| Data extract |

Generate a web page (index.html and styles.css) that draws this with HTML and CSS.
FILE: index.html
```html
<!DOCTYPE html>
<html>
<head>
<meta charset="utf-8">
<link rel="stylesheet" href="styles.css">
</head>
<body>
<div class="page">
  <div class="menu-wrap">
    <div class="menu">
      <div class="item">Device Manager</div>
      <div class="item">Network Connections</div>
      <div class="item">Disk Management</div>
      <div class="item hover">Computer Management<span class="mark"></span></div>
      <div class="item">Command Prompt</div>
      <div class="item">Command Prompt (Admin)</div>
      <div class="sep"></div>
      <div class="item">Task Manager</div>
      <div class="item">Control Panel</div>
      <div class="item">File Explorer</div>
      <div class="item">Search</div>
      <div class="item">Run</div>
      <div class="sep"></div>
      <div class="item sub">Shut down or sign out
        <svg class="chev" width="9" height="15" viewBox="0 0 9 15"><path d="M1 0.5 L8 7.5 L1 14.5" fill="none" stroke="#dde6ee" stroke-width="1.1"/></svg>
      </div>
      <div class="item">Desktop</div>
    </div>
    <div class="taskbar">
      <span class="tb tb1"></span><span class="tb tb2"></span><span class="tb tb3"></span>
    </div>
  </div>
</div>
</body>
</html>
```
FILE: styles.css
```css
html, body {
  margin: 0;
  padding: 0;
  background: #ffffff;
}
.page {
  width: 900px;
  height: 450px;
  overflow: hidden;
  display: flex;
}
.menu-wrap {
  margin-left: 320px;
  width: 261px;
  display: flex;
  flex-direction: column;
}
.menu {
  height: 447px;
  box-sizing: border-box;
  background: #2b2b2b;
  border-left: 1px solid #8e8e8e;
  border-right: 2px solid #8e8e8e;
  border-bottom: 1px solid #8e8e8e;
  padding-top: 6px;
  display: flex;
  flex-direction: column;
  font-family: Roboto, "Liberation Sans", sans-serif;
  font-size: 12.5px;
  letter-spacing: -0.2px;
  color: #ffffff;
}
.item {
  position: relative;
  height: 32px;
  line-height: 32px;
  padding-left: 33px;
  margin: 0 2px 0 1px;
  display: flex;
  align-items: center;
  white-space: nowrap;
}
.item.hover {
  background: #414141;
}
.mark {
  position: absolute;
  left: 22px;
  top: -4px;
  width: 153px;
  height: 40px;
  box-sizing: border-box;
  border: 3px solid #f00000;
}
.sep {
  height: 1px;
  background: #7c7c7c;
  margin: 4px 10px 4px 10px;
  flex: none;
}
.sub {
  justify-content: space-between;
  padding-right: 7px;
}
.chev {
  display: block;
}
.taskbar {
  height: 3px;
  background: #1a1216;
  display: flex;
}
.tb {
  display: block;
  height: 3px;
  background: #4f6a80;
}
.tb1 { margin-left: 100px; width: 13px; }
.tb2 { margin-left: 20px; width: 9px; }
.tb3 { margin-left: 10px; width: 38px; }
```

| Exercise aim |
Extract the complete listing above, reproducing each line exactly.

| Solution for this task |
Generate a web page (index.html and styles.css) that draws this with HTML and CSS.
FILE: index.html
```html
<!DOCTYPE html>
<html>
<head>
<meta charset="utf-8">
<link rel="stylesheet" href="styles.css">
</head>
<body>
<div class="page">
  <div class="menu-wrap">
    <div class="menu">
      <div class="item">Device Manager</div>
      <div class="item">Network Connections</div>
      <div class="item">Disk Management</div>
      <div class="item hover">Computer Management<span class="mark"></span></div>
      <div class="item">Command Prompt</div>
      <div class="item">Command Prompt (Admin)</div>
      <div class="sep"></div>
      <div class="item">Task Manager</div>
      <div class="item">Control Panel</div>
      <div class="item">File Explorer</div>
      <div class="item">Search</div>
      <div class="item">Run</div>
      <div class="sep"></div>
      <div class="item sub">Shut down or sign out
        <svg class="chev" width="9" height="15" viewBox="0 0 9 15"><path d="M1 0.5 L8 7.5 L1 14.5" fill="none" stroke="#dde6ee" stroke-width="1.1"/></svg>
      </div>
      <div class="item">Desktop</div>
    </div>
    <div class="taskbar">
      <span class="tb tb1"></span><span class="tb tb2"></span><span class="tb tb3"></span>
    </div>
  </div>
</div>
</body>
</html>
```
FILE: styles.css
```css
html, body {
  margin: 0;
  padding: 0;
  background: #ffffff;
}
.page {
  width: 900px;
  height: 450px;
  overflow: hidden;
  display: flex;
}
.menu-wrap {
  margin-left: 320px;
  width: 261px;
  display: flex;
  flex-direction: column;
}
.menu {
  height: 447px;
  box-sizing: border-box;
  background: #2b2b2b;
  border-left: 1px solid #8e8e8e;
  border-right: 2px solid #8e8e8e;
  border-bottom: 1px solid #8e8e8e;
  padding-top: 6px;
  display: flex;
  flex-direction: column;
  font-family: Roboto, "Liberation Sans", sans-serif;
  font-size: 12.5px;
  letter-spacing: -0.2px;
  color: #ffffff;
}
.item {
  position: relative;
  height: 32px;
  line-height: 32px;
  padding-left: 33px;
  margin: 0 2px 0 1px;
  display: flex;
  align-items: center;
  white-space: nowrap;
}
.item.hover {
  background: #414141;
}
.mark {
  position: absolute;
  left: 22px;
  top: -4px;
  width: 153px;
  height: 40px;
  box-sizing: border-box;
  border: 3px solid #f00000;
}
.sep {
  height: 1px;
  background: #7c7c7c;
  margin: 4px 10px 4px 10px;
  flex: none;
}
.sub {
  justify-content: space-between;
  padding-right: 7px;
}
.chev {
  display: block;
}
.taskbar {
  height: 3px;
  background: #1a1216;
  display: flex;
}
.tb {
  display: block;
  height: 3px;
  background: #4f6a80;
}
.tb1 { margin-left: 100px; width: 13px; }
.tb2 { margin-left: 20px; width: 9px; }
.tb3 { margin-left: 10px; width: 38px; }
```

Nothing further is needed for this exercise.